We are nearing M-Day in earnest now, not only is it impossible to turn back, but we are hurtling downhill, legs powerless against gravity or will. In 9 days, the truck with our belongings will head off to New York, and 3 days later, the kids and I will follow. The H will stay behind until his surgeon deems him fit to travel, via first class only. Thank goodness for frequent flyer miles. The only remaining big logistics are moving our cars (which basically means choosing amongst a bunch of different shipping companies) and getting my family files (you know, tax stuff and so on) in a semblance of order which will allow them to be moved and then unpacked without creating the appearance of a Staples store having exploded inside my new house. I hate filing--always have--when I was an "assistant" (that's Hollywood-speak for a secretary) at a film production company, I would let the filing pile up until the mountain was so high that I had to come in on the weekend to get it caught up. Pathetic. My home office is no better.

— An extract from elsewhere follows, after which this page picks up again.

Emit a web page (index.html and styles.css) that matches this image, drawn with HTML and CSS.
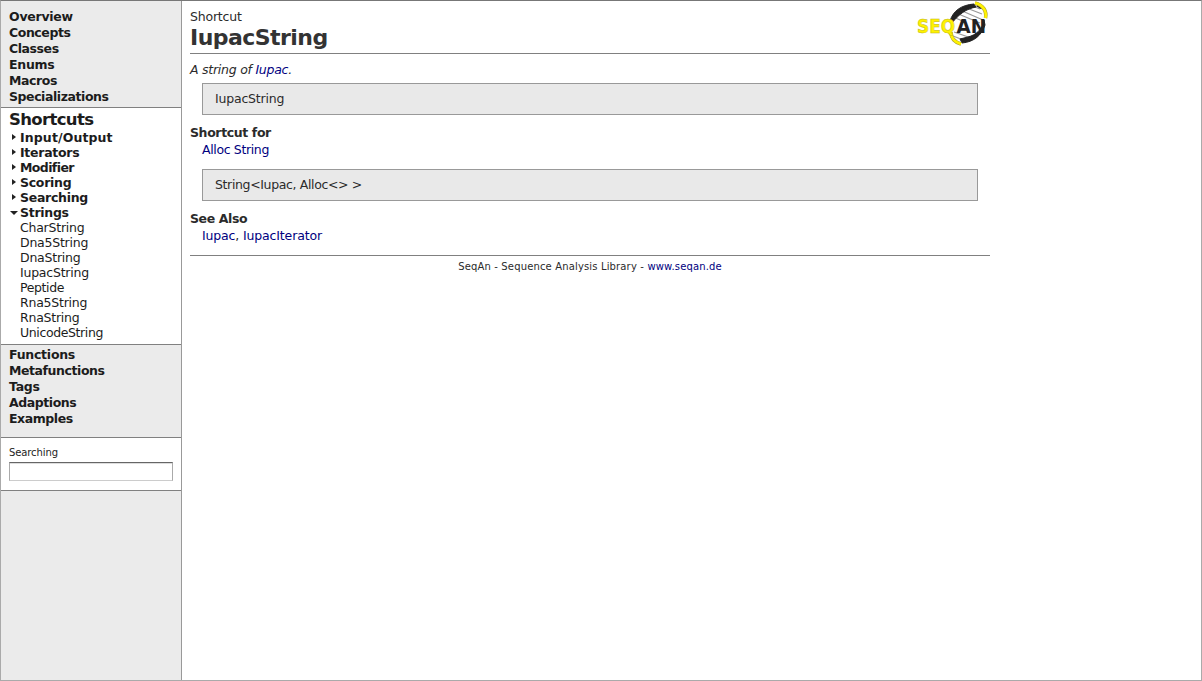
FILE: index.html
```html
<!DOCTYPE html>
<html lang="en">
<head>
<meta charset="utf-8">
<title>IupacString</title>
<link rel="stylesheet" href="styles.css">
</head>
<body>
<div class="window">
  <nav class="sidebar">
    <ul class="nav nav-top">
      <li class="loose">Overview</li><li>Concepts</li><li>Classes</li><li class="loose">Enums</li><li>Macros</li><li>Specializations</li>
    </ul>
    <section class="current">
      <h2><span>Shortcuts</span></h2>
      <ul class="tree">
        <li class="group wide"><i class="closed"></i><span>Input/Output</span></li>
        <li class="group"><i class="closed"></i><span>Iterators</span></li>
        <li class="group narrow"><i class="closed"></i><span>Modifier</span></li>
        <li class="group"><i class="closed"></i><span>Scoring</span></li>
        <li class="group"><i class="closed"></i><span>Searching</span></li>
        <li class="group"><i class="open"></i><span>Strings</span></li>
        <li>CharString</li><li>Dna5String</li><li>DnaString</li><li>IupacString</li>
        <li class="tight">Peptide</li><li>Rna5String</li><li>RnaString</li><li class="tight">UnicodeString</li>
      </ul>
    </section>
    <ul class="nav nav-bottom">
      <li class="loose">Functions</li><li>Metafunctions</li><li class="loose">Tags</li><li>Adaptions</li><li>Examples</li>
    </ul>
    <form class="search">
      <label for="q">Searching</label>
      <input id="q" type="text">
    </form>
  </nav>
  <main class="content">
    <header class="header">
      <div>
        <div class="kind">Shortcut</div>
        <h1>IupacString</h1>
      </div>
      <svg class="logo" width="72" height="46" viewBox="0 0 72 46">
        <path d="M34 19C38 8 48 3 60 5L67 12L67 22C64 33 56 39 45 40L36 36Z" fill="#fff"/>
        <path d="M47 6l18 7M43 9l23 10M39 12l24 10M36 16l12 5M37 31l20 7M36 35l13 5M53 4l10 4" stroke="#999" stroke-width="1.300"/>
        <path d="M33 20C36 10 44 4 57 3L59 6C49 8 42 13 35 22Z" fill="#222" stroke="#222"/>
        <path d="M67 19C66 28 59 34 51 36L43 38L45 42C57 41 65 34 68 24Z" fill="#222" stroke="#222"/>
        <path d="M60 4l5 3" stroke="#222" stroke-width="3"/>
        <path d="M58 2C66 4 70 10 68.500 17" fill="none" stroke="#aaa032" stroke-width="3.600"/>
        <path d="M58 2C66 4 70 10 68.500 17" fill="none" stroke="#fff200" stroke-width="2.600"/>
        <path d="M34 31C34 37 37 41 44 43" fill="none" stroke="#aaa032" stroke-width="3.600"/>
        <path d="M34 31C34 37 37 41 44 43" fill="none" stroke="#fff200" stroke-width="2.600"/>
        <text class="logo-seq" x="0" y="32" textLength="38" lengthAdjust="spacingAndGlyphs">SEQ</text>
        <text class="logo-an" x="39.500" y="32" textLength="29.500" lengthAdjust="spacingAndGlyphs">AN</text>
      </svg>
    </header>
    <p class="summary">A string of <a>Iupac</a>.</p>
    <div class="code"><span>IupacString</span></div>
    <h3>Shortcut for</h3>
    <div class="links tight"><a>Alloc String</a></div>
    <div class="code second tight"><span>String&lt;Iupac, Alloc&lt;&gt; &gt;</span></div>
    <h3>See Also</h3>
    <div class="links"><a>Iupac</a>, <a>IupacIterator</a></div>
    <footer class="footer"><span>SeqAn - Sequence Analysis Library - <a>www.seqan.de</a></span></footer>
  </main>
</div>
</body>
</html>
```
FILE: styles.css
```css
* { box-sizing: border-box; margin: 0; padding: 0; }
body {
  background: #fff;
  color: #2b2b2b;
  font: 12.5px/16px "DejaVu Sans", sans-serif;
}
.window {
  display: flex;
  height: 681px;
  border: 1px solid #aaa;
  border-top-color: #777;
}
ul { list-style: none; }
a { color: #000080; }
.sidebar {
  width: 181px;
  flex: none;
  background: #ebebeb;
  border-right: 1px solid #999;
  color: #1c1c1c;
}
.nav { padding-left: 8px; font-weight: bold; letter-spacing: -0.43px; }
.nav .loose { letter-spacing: -0.25px; }
.nav-top { height: 106px; padding-top: 8px; }
.current {
  height: 238px;
  background: #fff;
  border-top: 1px solid #808080;
  border-bottom: 1px solid #808080;
}
h2 { padding: 2px 0 0 8px; font-size: 16.5px; line-height: 20px; letter-spacing: -0.65px; }
.tree { line-height: 15px; }
.tree li { display: flex; padding-left: 19px; letter-spacing: -0.23px; }
.tree .group { padding-left: 8px; font-weight: bold; letter-spacing: -0.28px; }
.tree .wide { letter-spacing: 0.12px; }
.tree .narrow { letter-spacing: -0.6px; }
.tree .tight { letter-spacing: -0.38px; }
.group i { width: 11px; height: 15px; flex: none; }
.group i::before { content: ""; display: block; width: 0; height: 0; }
.group .closed::before { margin: 4px 0 0 3px; border: 3.5px solid transparent; border-left: 4px solid #222; border-right: 0; }
.group .open::before { margin: 6px 0 0 1px; border: 4px solid transparent; border-top: 4px solid #222; border-bottom: 0; }
.nav-bottom { height: 92px; padding-top: 2px; }
.search {
  height: 54px;
  padding: 8px 8px 0;
  background: #fff;
  border-top: 1px solid #808080;
  border-bottom: 1px solid #808080;
}
.search label { display: block; height: 16px; font-size: 10px; line-height: 14px; letter-spacing: -0.1px; }
.search input {
  display: block;
  width: 164px;
  height: 19px;
  border: 1px solid #aaa;
  border-top: 1px solid #666;
  border-bottom-color: #ccc;
  background: #fff;
  box-shadow: inset 0 1px 0 #ddd;
}
.content { width: 800px; margin-left: 8px; }
.header {
  display: flex;
  justify-content: space-between;
  height: 53px;
  border-bottom: 1px solid #808080;
}
.kind { padding-top: 8px; height: 24px; letter-spacing: -0.2px; }
h1 { color: #333; font-size: 22px; line-height: 25px; letter-spacing: -0.55px; }
.logo { margin-right: 1px; }
.logo text { font: bold 19.5px "DejaVu Sans", sans-serif; }
.logo-seq { fill: #fff200; stroke: #bdb31e; stroke-width: 0.5px; }
.logo-an { fill: #222; }
.summary { padding-top: 8px; height: 29px; font-style: italic; letter-spacing: -0.25px; }
.code {
  height: 32px;
  margin: 0 12px;
  padding: 7px 12px;
  border: 1px solid #999;
  background: #e9e9e9;
  letter-spacing: -0.2px;
}
h3 { margin-top: 10px; font-size: 12.5px; line-height: 16px; letter-spacing: -0.38px; }
.links { padding-left: 12px; line-height: 18px; letter-spacing: -0.15px; }
.links.tight, .code.tight { letter-spacing: -0.36px; }
.second { margin-top: 10px; }
.footer {
  margin-top: 10px;
  padding-top: 3px;
  border-top: 1px solid #808080;
  text-align: center;
  font-size: 10px;
  letter-spacing: 0.15px;
}
```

Meanwhile, as the H complained to me the other day, I've had about five different going away parties with different sets of friends, and I've gotten increasingly tearier at each successive event. Today, I woke up with not just the cold I caught from Dido the other day, but a full blown flu experience, body aches, fever, and so on. In the midst of this, I went to the car dealer to trade in my old minivan (yippee) for my new station wagon (yahoo.) All went fine until, having returned home with the car, I decided to run down to the market with the kids, and, as I pulled out of my (blind) driveway, a car came flying down the wrong side of our narrow street, tried to beat past me before I could pull out, and I bashed into her door. My bumper is scraped, as is her driver side door--neither too badly, really. But the Angelenos who are reading will understand when I say it was a typical Westside mom, driving a Range Rover, accessorized like a Barney's ad, dressed like a teenage guest star on The O.C., and unable to deal with the situation without immediately calling her husband on her high-end cell phone to ask him what to do. His first plan of action was that she call the police. I said, if that's what you want to do, fine. We can all go in my house, and I'll call them. I suggested that maybe we exchange insurance information, and get on with our lives, a suggestion she happily took once Husband agreed that in fact, perhaps law enforcement wasn't necessary.

The only good thing about this experience is that, like some others recently, it reminded me of exactly what I'm wanting to escape in Los Angeles--people who value affluence over competence. And, by the way, that's not true of any of the many, many people I adore who live and work here. This city is full of amazing, smart, creative, profoundly good people. But I can't take the chaos or the pace that surrounds those good people any more. I have done lots of things to create oases of community around me in this city, and I think I've been largely successful. But the larger environment is what I don't have the fortitude for any longer. I wonder if, really, I ever did. From the minute I moved here, I felt that I had moved to a foreign land, one where I might never quite speak the language well enough to pass for a native. The funny thing is that instead of going back to someplace I already know, I'm going someplace I barely know, and to a lifestyle (rural) I have never lived. My shrink's first reaction, when I announced our move, was that I was running away from internal irritations, not external ones. I suppose that remains to be seen.

3.09.2007

Time flies, until its back goes out

Some of you may remember, from my last post, oh, nearly an entire month ago, that our happily little family has been planning a move. Rather a big move, all the way across this screwed up country of ours, away from the endless sunshine and relentlessly toothsome vanity of Lotus land to the dreary, gray, homespun humidity of nearly New England. Well, we're still moving. At least, three of us are. The fourth isn't moving so well these days. Two weeks or so ago, the H, busy readying himself for another day of typing for dollars, had the temerity to cough. Said cough has been his undoing. He has a herniated disc. He will be having surgery. We are moving in 21 days. Feel my pain, because his is too excruciating. Mine is merely existential.